On 9th day of Christmas … I listened to Gwen Stefani’s “You Make it Feel Like Christmas”

(image via Billboard)

 

As a recording artist, it makes sense that you’d be tempted to go Full Throttle Retro Festive when it comes to putting together a Christmas album.

After all, consumers of festive tunes know what they like, and what they generally like is for your album of Christmas songs to sound like Frank Sinatra meets Ella Fitzgerald meets Miracle on 34th Street and It’s a Wonderful Life.

Of course, it’s expected that you’ll throw in an original track or two, infuse your personal sound into proceedings, and celebrate your love of the season.

But that is about as far as it goes, and so, in the grand scheme of tinsel-draped and eggnog-soaked things, you’re expected to knuckle down, throw in some be-bop and big band and sing your mid-twentieth century Christmas-music loving heart out.

Some artists buck this trend such as Annie Lennox or Sia (who has an album of all originals – the rebel! Yet even she sounds delightfully retro festive) but most duly comply such as Gwen Stefani who serves up in You Make It Feel Like Christmas exactly, and I mean exactly, what the yuletide doctor ordered.

That is not by any means a stinging criticism or damning with faint praise critique of the album.

In fact, by any estimation, Stefani neatly ticks all the boxes with her festive album, even going so far as to throw a whole lot of new love into the mix courtesy of her relatively-recent relationship with fellow The Voice judge, Blake Shelton.

After all as Mariah Carey, and countless others throughout the years have proven, love and Christmas go together perfectly, one feeding off the other with deliciously- happy reciprocity.

 

 

And yet for all the love in the air, and the glowing sense that life is so much better at this most wonderful time of the year because love is, as Love, Actually made beautifully clear, “all around you”, Stefani’s album sounds curiously inert.

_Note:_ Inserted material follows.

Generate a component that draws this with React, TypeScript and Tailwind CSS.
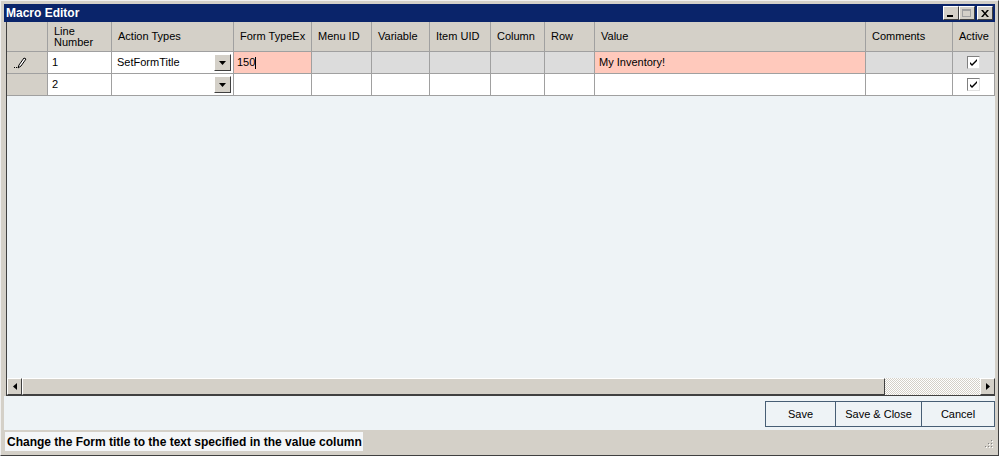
import React from 'react';

const GRID_COLS =
  'grid grid-cols-[41px_64px_122px_78px_60px_58px_61px_54px_50px_271px_87px_42px]';

const headers = [
  '',
  'Line Number',
  'Action Types',
  'Form TypeEx',
  'Menu ID',
  'Variable',
  'Item UID',
  'Column',
  'Row',
  'Value',
  'Comments',
  'Active',
];

function Raised({ className = '', children }: { className?: string; children?: React.ReactNode }) {
  return (
    <div
      className={`bg-[#d4d0c8] border border-t-white border-l-white border-b-[#404040] border-r-[#404040] flex items-center justify-center ${className}`}
    >
      {children}
    </div>
  );
}

function DropButton() {
  return (
    <Raised className="w-[17px] h-[17px]">
      <svg width="7" height="4" viewBox="0 0 7 4">
        <path d="M0 0h7L3.5 4z" fill="#000" />
      </svg>
    </Raised>
  );
}

function Check() {
  return (
    <div className="w-[13px] h-[13px] bg-white border border-t-[#808080] border-l-[#808080] border-b-[#e0e0e0] border-r-[#e0e0e0] flex items-center justify-center">
      <svg width="9" height="9" viewBox="0 0 9 9">
        <path d="M1 4l2 2 5-5v2L3 8 1 6z" fill="#000" />
      </svg>
    </div>
  );
}

function Pencil() {
  return (
    <svg width="14" height="12" viewBox="0 0 14 12">
      <path d="M5 11l1-3 5-7 2 1-5 7z" fill="#fff" stroke="#000" strokeWidth="1" />
      <rect x="1" y="10" width="1" height="1" fill="#000" />
      <rect x="3" y="10" width="1" height="1" fill="#000" />
    </svg>
  );
}

const cell = 'border-r border-b border-[#a0a0a0] flex items-center text-[11px] text-black';

export default function App() {
  return (
    <div
      className="w-[999px] h-[456px] bg-[#d4d0c8] border border-t-[#f0f0f0] border-l-[#f0f0f0] border-b-[#404040] border-r-[#404040] p-[3px] flex flex-col overflow-hidden"
      style={{ fontFamily: '"Liberation Sans", Arial, sans-serif' }}
    >
      {/* title bar */}
      <div className="h-[18px] bg-[#0a246a] flex items-center justify-between pl-[2px] pr-[2px] shrink-0">
        <span className="text-white font-bold text-[12px] leading-none">Macro Editor</span>
        <div className="flex items-center">
          <Raised className="w-[16px] h-[14px]">
            <div className="w-[6px] h-[2px] bg-black mt-[6px] -ml-[2px]" />
          </Raised>
          <Raised className="w-[16px] h-[14px]">
            <div className="w-[9px] h-[8px] border border-[#a0a0a0] border-t-2 -ml-[1px]" />
          </Raised>
          <Raised className="w-[16px] h-[14px] ml-[2px]">
            <svg width="8" height="7" viewBox="0 0 8 7">
              <path d="M0 0h2l2 2.5L6 0h2L5 3.5 8 7H6L4 4.5 2 7H0l3-3.5z" fill="#000" />
            </svg>
          </Raised>
        </div>
      </div>

      {/* grid */}
      <div className="ml-[2px] h-[374px] border-l border-b border-[#404040] bg-[#eef3f6] flex flex-col shrink-0">
        <div className={`${GRID_COLS} h-[30px] bg-[#d4d0c8]`}>
          {headers.map((h, i) => (
            <div
              key={i}
              className="border-r border-b border-[#a0a0a0] flex items-center pl-[6px] text-[11px] leading-[11px] text-black"
            >
              {h === 'Line Number' ? (
                <span>
                  Line
                  <br />
                  Number
                </span>
              ) : (
                h
              )}
            </div>
          ))}
        </div>

        {/* row 1 */}
        <div className={`${GRID_COLS} h-[22px]`}>
          <div className={`${cell} bg-[#d4d0c8] pl-[6px]`}>
            <Pencil />
          </div>
          <div className={`${cell} bg-white pl-[4px]`}>1</div>
          <div className={`${cell} bg-white pl-[5px] justify-between pr-[2px]`}>
            <span>SetFormTitle</span>
            <DropButton />
          </div>
          <div className={`${cell} bg-[#ffc9bc] pl-[3px]`}>
            150<span className="w-px h-[12px] bg-black" />
          </div>
          <div className={`${cell} bg-[#dcdcdc]`} />
          <div className={`${cell} bg-[#dcdcdc]`} />
          <div className={`${cell} bg-[#dcdcdc]`} />
          <div className={`${cell} bg-[#dcdcdc]`} />
          <div className={`${cell} bg-[#dcdcdc]`} />
          <div className={`${cell} bg-[#ffc9bc] pl-[4px]`}>My Inventory!</div>
          <div className={`${cell} bg-[#dcdcdc]`} />
          <div className={`${cell} bg-[#dcdcdc] justify-center`}>
            <Check />
          </div>
        </div>

        {/* row 2 */}
        <div className={`${GRID_COLS} h-[22px]`}>
          <div className={`${cell} bg-[#d4d0c8]`} />
          <div className={`${cell} bg-white pl-[4px]`}>2</div>
          <div className={`${cell} bg-white justify-end pr-[2px]`}>
            <DropButton />
          </div>
          <div className={`${cell} bg-white`} />
          <div className={`${cell} bg-white`} />
          <div className={`${cell} bg-white`} />
          <div className={`${cell} bg-white`} />
          <div className={`${cell} bg-white`} />
          <div className={`${cell} bg-white`} />
          <div className={`${cell} bg-white`} />
          <div className={`${cell} bg-white`} />
          <div className={`${cell} bg-white justify-center`}>
            <Check />
          </div>
        </div>

        <div className="flex-1" />

        {/* horizontal scrollbar */}
        <div className="h-[17px] flex shrink-0">
          <Raised className="w-[15px] h-[17px]">
            <svg width="4" height="7" viewBox="0 0 4 7">
              <path d="M4 0v7L0 3.5z" fill="#000" />
            </svg>
          </Raised>
          <Raised className="w-[863px] h-[17px]" />
          <div className="w-[95px] h-[17px] bg-[repeating-conic-gradient(#d4d0c8_0_25%,#ffffff_0_50%)] bg-[length:2px_2px]" />
          <Raised className="w-[15px] h-[17px]">
            <svg width="4" height="7" viewBox="0 0 4 7">
              <path d="M0 0v7l4-3.5z" fill="#000" />
            </svg>
          </Raised>
        </div>
      </div>

      {/* button row */}
      <div className="h-[34px] bg-[#eef3f6] flex justify-end items-start pt-[5px] shrink-0">
        <div className="flex h-[26px] border border-[#475e75] text-[11px] text-black">
          <div className="w-[70px] flex items-center justify-center border-r border-[#475e75]">Save</div>
          <div className="w-[86px] flex items-center justify-center border-r border-[#475e75]">Save &amp; Close</div>
          <div className="w-[72px] flex items-center justify-center">Cancel</div>
        </div>
      </div>

      {/* status bar */}
      <div className="flex-1 flex items-start pt-[2px] pl-[1px] relative">
        <div className="h-[19px] w-[358px] bg-[#f4f6f8] flex items-center pl-[2px] text-[12px] font-bold text-black">
          Change the Form title to the text specified in the value column
        </div>
        <svg className="absolute right-[2px] bottom-[2px]" width="10" height="10" viewBox="0 0 10 10">
          {[
            [8, 0],
            [5, 3],
            [8, 3],
            [2, 6],
            [5, 6],
            [8, 6],
          ].map(([x, y], i) => (
            <g key={i}>
              <rect x={x} y={y} width="1" height="1" fill="#808080" />
              <rect x={x + 1} y={y + 1} width="1" height="1" fill="#ffffff" />
            </g>
          ))}
        </svg>
      </div>
    </div>
  );
}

Not bad, not horrible to listen to – quite the contrary it kind of fun in a wholly undemanding way – just not spectacularly its own creature or desperately remarkable and distinctive.

Songs like “Jingle Bells”, “Let It Snow” and “Silent Night” are giving either a rousing, foot-stomping festiveness, or hushed, snow-covered reverence, and in their own way a reasonably pleasurable to listen to.

Even her original songs, imbued with a giddy sense that life is only going to get better, such as “My Gift is You”, When I Was a Little Girl” and “Under the Christmas Lights”, all of which sound suitably earnest, sweet and loved up, fit the template perfectly, full of hope, contentment and a sense Christmas has been even better, considerably better, by the presence of that special someone.

Yet for all the ticking of boxes, and the pleasure of the listen, You Make It Feel Like Christmas lacks any real sense of personality and presence.

Perhaps, given the creative straitjacket that we as listeners place on artists when they’re making these albums, it’s wholly unfair to level this kind of critique upon them.

But plenty of other artists manage it and manage it with aplomb – artists like Annie Lennox, Sarah McLachlan and Michael Bublé, to name just a few, manage to retro the proverbial out of their festive offering while still offering up something wonderfully, warm-and-fuzzy inducing unique.

Granted they don’t massively reinvent the wheel with a few exceptions, but they don’t make you feel that for all their observances of convention, that there’s something wonderfully reflective of who they are in their Christmas music.

Oddly you never get that with Stefani, a strange dynamic given how utterly out there in all the best ways she has been with her solo music to date.

But You Make It Feel Like Christmas, while perfectly delightful and a lovely addition to your festive music collection, lacks that special something, that extra bit of something distinctively Stefani, that might have fulfilled her wish, told to EW, to ” hit on something that people want to hear every year. That would be the fantasy: to be Mariah Carey.”